:: EXERCISE AIM ::
In the listing below, locate the lines bearing the word "styles". Copy every one of them.
Start of SOURCE EXCERPT
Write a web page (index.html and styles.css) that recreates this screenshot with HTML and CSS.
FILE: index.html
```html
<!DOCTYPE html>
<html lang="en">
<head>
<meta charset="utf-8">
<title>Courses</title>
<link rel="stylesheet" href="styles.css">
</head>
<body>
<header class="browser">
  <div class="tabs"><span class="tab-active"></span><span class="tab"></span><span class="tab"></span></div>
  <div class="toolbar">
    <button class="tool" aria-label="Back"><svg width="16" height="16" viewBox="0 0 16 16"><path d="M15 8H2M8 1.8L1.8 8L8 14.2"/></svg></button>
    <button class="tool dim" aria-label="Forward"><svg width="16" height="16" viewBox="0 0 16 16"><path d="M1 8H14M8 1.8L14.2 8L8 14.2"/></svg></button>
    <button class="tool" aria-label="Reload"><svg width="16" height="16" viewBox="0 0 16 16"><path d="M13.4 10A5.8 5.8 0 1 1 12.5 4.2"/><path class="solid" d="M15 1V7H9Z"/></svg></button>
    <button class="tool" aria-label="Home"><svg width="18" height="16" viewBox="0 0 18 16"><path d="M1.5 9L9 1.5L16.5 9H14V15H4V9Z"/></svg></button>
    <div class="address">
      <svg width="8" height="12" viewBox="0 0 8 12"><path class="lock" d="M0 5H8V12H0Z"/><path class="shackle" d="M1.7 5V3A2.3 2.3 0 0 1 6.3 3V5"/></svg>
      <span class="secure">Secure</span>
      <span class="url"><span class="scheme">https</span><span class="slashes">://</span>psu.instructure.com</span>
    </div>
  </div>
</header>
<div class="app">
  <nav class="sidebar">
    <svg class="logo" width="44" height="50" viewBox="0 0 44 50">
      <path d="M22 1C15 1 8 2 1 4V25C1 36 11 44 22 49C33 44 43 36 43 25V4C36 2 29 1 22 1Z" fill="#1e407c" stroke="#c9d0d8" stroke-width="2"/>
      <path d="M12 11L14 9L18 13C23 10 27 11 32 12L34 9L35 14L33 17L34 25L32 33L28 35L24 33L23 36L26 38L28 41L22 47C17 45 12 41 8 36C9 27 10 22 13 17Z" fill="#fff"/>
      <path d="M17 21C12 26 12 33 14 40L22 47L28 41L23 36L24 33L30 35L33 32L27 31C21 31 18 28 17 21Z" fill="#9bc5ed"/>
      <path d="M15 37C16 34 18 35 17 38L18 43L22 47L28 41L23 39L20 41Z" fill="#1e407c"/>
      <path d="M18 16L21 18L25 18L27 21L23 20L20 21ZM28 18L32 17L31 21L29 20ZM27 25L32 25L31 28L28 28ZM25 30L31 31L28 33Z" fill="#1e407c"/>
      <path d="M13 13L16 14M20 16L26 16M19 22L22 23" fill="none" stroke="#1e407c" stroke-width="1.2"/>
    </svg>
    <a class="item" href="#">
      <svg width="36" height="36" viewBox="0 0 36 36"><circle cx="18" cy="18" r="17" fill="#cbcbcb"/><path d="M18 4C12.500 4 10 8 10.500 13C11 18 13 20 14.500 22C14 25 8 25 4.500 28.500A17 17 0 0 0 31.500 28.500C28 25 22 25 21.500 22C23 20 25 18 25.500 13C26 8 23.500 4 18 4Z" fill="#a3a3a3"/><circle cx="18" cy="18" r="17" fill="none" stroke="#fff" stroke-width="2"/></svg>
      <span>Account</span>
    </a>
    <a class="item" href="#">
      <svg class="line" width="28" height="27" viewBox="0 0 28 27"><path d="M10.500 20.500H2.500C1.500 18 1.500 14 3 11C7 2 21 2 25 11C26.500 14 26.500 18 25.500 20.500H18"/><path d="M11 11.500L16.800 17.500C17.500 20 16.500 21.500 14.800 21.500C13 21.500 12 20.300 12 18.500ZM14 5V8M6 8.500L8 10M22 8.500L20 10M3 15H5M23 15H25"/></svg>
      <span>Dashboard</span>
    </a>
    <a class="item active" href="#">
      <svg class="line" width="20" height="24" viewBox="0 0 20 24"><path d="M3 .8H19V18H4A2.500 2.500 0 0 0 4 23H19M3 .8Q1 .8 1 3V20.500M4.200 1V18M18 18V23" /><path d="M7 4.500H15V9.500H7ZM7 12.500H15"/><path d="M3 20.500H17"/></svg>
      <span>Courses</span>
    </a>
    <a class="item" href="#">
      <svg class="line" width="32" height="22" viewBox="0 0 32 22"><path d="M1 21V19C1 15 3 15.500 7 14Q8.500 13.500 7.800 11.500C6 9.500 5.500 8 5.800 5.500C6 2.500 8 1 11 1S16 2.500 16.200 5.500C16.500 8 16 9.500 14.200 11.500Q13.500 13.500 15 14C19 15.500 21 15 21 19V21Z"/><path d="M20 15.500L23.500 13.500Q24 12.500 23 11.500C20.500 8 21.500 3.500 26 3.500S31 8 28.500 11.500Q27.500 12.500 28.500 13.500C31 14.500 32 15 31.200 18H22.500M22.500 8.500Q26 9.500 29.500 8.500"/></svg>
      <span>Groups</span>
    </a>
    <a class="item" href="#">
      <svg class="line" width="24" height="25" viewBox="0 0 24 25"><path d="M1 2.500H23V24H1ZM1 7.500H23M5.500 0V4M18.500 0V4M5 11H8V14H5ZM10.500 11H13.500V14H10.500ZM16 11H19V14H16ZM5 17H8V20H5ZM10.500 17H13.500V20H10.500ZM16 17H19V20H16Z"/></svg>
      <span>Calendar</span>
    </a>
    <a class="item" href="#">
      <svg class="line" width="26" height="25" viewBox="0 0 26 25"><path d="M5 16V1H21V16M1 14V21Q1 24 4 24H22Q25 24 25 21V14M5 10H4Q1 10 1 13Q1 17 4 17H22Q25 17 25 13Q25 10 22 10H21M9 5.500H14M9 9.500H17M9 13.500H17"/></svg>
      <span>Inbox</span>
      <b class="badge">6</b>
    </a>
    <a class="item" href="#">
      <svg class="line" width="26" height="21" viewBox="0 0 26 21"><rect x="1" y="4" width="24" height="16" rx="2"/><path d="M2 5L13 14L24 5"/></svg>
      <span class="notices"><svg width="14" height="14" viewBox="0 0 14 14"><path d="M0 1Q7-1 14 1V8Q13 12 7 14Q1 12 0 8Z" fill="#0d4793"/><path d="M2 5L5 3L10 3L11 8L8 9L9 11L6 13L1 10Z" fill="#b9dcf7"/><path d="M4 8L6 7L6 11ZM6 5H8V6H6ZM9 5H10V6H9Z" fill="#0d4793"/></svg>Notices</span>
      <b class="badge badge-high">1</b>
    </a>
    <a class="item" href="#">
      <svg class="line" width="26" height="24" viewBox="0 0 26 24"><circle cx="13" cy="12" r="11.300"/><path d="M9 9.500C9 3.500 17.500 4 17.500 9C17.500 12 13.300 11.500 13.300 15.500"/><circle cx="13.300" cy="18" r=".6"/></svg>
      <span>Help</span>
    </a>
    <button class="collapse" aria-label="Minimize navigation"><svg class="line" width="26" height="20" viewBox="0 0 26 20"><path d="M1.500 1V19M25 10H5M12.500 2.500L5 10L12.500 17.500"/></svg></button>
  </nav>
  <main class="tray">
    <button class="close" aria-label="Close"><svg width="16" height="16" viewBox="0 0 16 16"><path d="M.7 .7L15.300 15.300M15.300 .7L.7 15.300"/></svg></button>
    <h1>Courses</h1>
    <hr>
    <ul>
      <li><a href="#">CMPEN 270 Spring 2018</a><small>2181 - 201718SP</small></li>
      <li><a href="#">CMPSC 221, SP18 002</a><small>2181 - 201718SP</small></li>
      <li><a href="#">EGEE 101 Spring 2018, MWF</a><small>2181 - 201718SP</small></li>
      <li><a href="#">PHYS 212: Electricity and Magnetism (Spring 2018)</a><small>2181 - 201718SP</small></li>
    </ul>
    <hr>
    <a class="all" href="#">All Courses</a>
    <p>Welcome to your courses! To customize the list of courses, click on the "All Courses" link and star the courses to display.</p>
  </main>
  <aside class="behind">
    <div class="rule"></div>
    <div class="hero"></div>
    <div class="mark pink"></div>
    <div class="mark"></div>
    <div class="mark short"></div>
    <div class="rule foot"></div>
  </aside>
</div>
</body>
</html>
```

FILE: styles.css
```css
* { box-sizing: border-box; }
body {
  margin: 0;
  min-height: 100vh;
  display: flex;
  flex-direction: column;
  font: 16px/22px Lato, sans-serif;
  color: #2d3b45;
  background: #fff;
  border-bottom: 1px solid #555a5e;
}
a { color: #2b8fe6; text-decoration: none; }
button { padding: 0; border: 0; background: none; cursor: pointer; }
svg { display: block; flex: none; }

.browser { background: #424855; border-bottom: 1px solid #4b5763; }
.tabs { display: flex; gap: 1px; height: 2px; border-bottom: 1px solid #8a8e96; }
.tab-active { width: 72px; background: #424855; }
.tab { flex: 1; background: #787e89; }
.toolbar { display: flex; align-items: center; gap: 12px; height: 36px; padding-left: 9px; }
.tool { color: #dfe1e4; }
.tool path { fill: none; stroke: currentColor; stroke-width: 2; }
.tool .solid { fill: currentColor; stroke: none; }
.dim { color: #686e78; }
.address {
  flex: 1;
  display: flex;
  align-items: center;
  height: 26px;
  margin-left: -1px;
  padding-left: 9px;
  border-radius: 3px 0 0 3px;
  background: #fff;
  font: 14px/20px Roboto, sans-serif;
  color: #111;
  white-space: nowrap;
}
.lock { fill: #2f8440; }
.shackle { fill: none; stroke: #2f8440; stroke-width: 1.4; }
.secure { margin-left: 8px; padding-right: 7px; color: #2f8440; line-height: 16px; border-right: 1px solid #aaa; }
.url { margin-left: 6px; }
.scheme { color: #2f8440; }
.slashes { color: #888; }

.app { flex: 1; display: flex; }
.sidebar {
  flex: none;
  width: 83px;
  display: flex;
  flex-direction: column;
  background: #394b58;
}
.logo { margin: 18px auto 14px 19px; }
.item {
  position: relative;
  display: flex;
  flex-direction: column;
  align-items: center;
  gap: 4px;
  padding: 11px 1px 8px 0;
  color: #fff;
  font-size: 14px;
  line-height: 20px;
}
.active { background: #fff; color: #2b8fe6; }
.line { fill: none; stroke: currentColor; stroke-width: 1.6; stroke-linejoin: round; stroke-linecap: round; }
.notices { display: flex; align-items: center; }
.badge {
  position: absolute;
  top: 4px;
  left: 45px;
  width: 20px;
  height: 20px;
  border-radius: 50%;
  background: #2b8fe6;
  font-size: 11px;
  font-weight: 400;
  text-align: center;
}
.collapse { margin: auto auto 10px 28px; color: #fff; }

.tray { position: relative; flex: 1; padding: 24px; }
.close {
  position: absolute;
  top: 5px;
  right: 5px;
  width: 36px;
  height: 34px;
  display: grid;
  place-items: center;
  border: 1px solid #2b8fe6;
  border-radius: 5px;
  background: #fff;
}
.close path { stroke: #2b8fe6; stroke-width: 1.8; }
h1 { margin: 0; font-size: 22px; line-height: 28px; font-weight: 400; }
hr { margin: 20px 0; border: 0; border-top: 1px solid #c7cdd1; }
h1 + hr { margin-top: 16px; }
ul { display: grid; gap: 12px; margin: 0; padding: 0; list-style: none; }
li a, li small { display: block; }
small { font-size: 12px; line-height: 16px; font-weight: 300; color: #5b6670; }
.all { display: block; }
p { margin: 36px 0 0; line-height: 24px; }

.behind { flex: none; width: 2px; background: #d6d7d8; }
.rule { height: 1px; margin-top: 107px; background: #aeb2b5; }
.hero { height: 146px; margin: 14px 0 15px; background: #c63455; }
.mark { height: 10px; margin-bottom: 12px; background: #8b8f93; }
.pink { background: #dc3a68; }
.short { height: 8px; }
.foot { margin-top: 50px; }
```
End of SOURCE EXCERPT
:: REPLY ::
Write a web page (index.html and styles.css) that recreates this screenshot with HTML and CSS.
<link rel="stylesheet" href="styles.css">
FILE: styles.css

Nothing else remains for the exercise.